Jemma wanted to talk with him and ask where they were going. She wanted to ask where he had been for the last two years. She wanted to show him she wasn’t in a car seat anymore. But he looked so serious that she decided not to bother him with what her teacher called ‘small talk’.

Some grownups didn’t like it, her teacher had said.

He had picked her up at her bus stop, where she’d been waiting in the early morning hours for the school bus.

It was her first day back at school. She was starting late this year because her mommy had been in the hospital. She was sick last year. And she was still sick this year, but her grandma decided it was time for Jemma to go back to school.

Jemma didn’t want to go back. She didn’t want the other kids to ask her why she’d been away for so long. Then, she’d have to tell them about her mommy.

There would be questions. Kids liked questions. Especially, the kids in her class. She’d have to explain to them why her mommy had lost all her hair.

They might pick on her for having a bald mother.

Her grandma had explained to her that her mother losing hair was a good thing because it meant she was getting better. The medicine did it to her.

Hair loss meant the medicine was working.

Jemma wondered if her daddy was taking her to meet her mommy somewhere, like a surprise. Maybe, an early birthday surprise.

Even though part of her wanted to know, she didn’t want to ask him. She didn’t want to say a word.

She knew he was her daddy. He had to be. She was almost positive.

He looked like him. He acted like him, only quieter. It had to be him. Right?

She wanted to know, to be certain, but she felt tired. Her eyes felt heavy.

She yawned one last time in a long, over the top way. And she craned her head, and pushed up off of the seat with her knuckles, and tried to look at the terrain out the window, but all she could see was Texas wasteland.

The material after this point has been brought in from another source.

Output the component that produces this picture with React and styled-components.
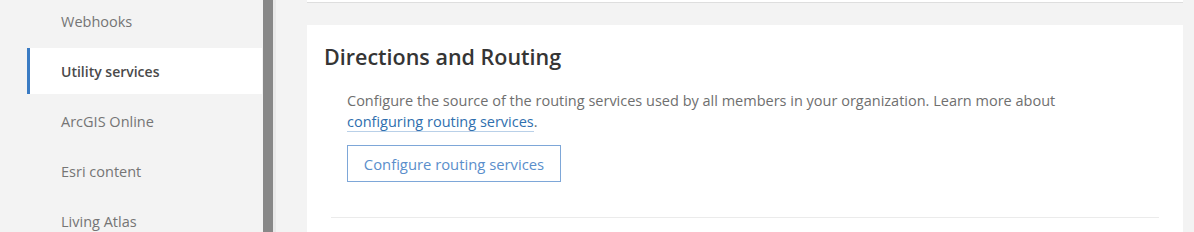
import styled, { createGlobalStyle } from "styled-components";

const Global = createGlobalStyle`
  html, body {
    margin: 0;
    padding: 0;
    background: #f3f3f3;
  }
  body {
    font-family: "Open Sans", "Noto Sans", sans-serif;
    -webkit-font-smoothing: antialiased;
  }
`;

const Page = styled.div`
  display: flex;
  height: 232px;
  overflow: hidden;
  background: #f3f3f3;
`;

const Sidebar = styled.nav`
  width: 262px;
  flex-shrink: 0;
  padding-left: 27px;
  box-sizing: border-box;
`;

const NavList = styled.ul`
  list-style: none;
  margin: -2px 0 0;
  padding: 0;
  display: flex;
  flex-direction: column;
  gap: 4px;
`;

const NavItem = styled.li`
  height: 46px;
  display: flex;
  align-items: center;
  padding-left: 31px;
  border-left: 3px solid ${({ $active }) => ($active ? "#3a7bc3" : "transparent")};
  background: ${({ $active }) => ($active ? "#ffffff" : "transparent")};
  color: ${({ $active }) => ($active ? "#4a4a4a" : "#757575")};
  font-size: ${({ $active }) => ($active ? "14px" : "14.5px")};
  font-weight: ${({ $active }) => ($active ? 600 : 400)};
`;

const Scrollbar = styled.div`
  width: 10px;
  flex-shrink: 0;
  margin-left: 1px;
  background: #888888;
  border-right: 3px solid #e9e9e9;
`;

const Main = styled.main`
  flex: 1;
  padding: 0 11px 0 31px;
  display: flex;
  flex-direction: column;
  gap: 22px;
`;

const TopCard = styled.div`
  height: 2px;
  background: #ffffff;
  border-bottom: 1px solid #dedede;
`;

const Card = styled.section`
  background: #ffffff;
  padding: 18px 24px 0 17px;
  flex: 1;
`;

const Heading = styled.h2`
  margin: 0;
  font-size: 21.5px;
  line-height: 28px;
  font-weight: 600;
  color: #353535;
`;

const Body = styled.div`
  padding-left: 23px;
  margin-top: 19px;
`;

const Text = styled.p`
  margin: 0;
  font-size: 14.5px;
  line-height: 21px;
  color: #6f6f6f;
`;

const Link = styled.a`
  color: #2f6fae;
  text-decoration: none;
  border-bottom: 1px solid #b9d0e8;
`;

const Button = styled.button`
  appearance: none;
  box-sizing: border-box;
  margin-top: 13px;
  height: 37px;
  width: 214px;
  padding: 0;
  background: #ffffff;
  border: 1px solid #7ea7d8;
  border-radius: 0;
  color: #5a8ecb;
  font-family: inherit;
  font-size: 14.8px;
  cursor: pointer;
`;

const Divider = styled.hr`
  margin: 35px 0 0 7px;
  border: none;
  border-top: 1px solid #ebebeb;
`;

const items = ["Webhooks", "Utility services", "ArcGIS Online", "Esri content", "Living Atlas"];

export default function App() {
  return (
    <>
      <Global />
      <Page>
        <Sidebar>
          <NavList>
            {items.map((label) => (
              <NavItem key={label} $active={label === "Utility services"}>
                {label}
              </NavItem>
            ))}
          </NavList>
        </Sidebar>
        <Scrollbar />
        <Main>
          <TopCard />
          <Card>
            <Heading>Directions and Routing</Heading>
            <Body>
              <Text>
                Configure the source of the routing services used by all members in your organization. Learn more about
                <br />
                <Link href="#">configuring routing services</Link>.
              </Text>
              <Button>Configure routing services</Button>
            </Body>
            <Divider />
          </Card>
        </Main>
      </Page>
    </>
  );
}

She saw a sign that read a funny word. She wasn’t sure how to say it, but she mouthed the letters anyway.

O-Z-O-N-A

She looked at it as the sign passed. She mouthed it again, wondered how to pronounce it.

Sound it out; her teacher would’ve said.

She recognized the Oz like Oz from Wizard of Oz, one of her favorite books. It was better than the movie; she thought because the book had action and blood and death in it. She liked that stuff.

The word name of the town they just passed was Ozona.

It was a cool word.

Jemma yawned again.

The time must’ve been close to her regular nap time. Not at school, but at her grandma’s house. Usually, her grandma would fix her a big lunch, and then she’d get so sleepy that she’d take a nap after.

This time she had not touched her lunch. But she was still sleepy like she was programmed to be.

She looked at the guy who looked like her daddy one last time. He looked tired too. He looked like he hadn’t slept in days. She was about to ask him if he wanted to take a nap with her.

Before she could, her eyes got too heavy to keep open, and she laid her head back against the seat.

She was out like a light in seconds.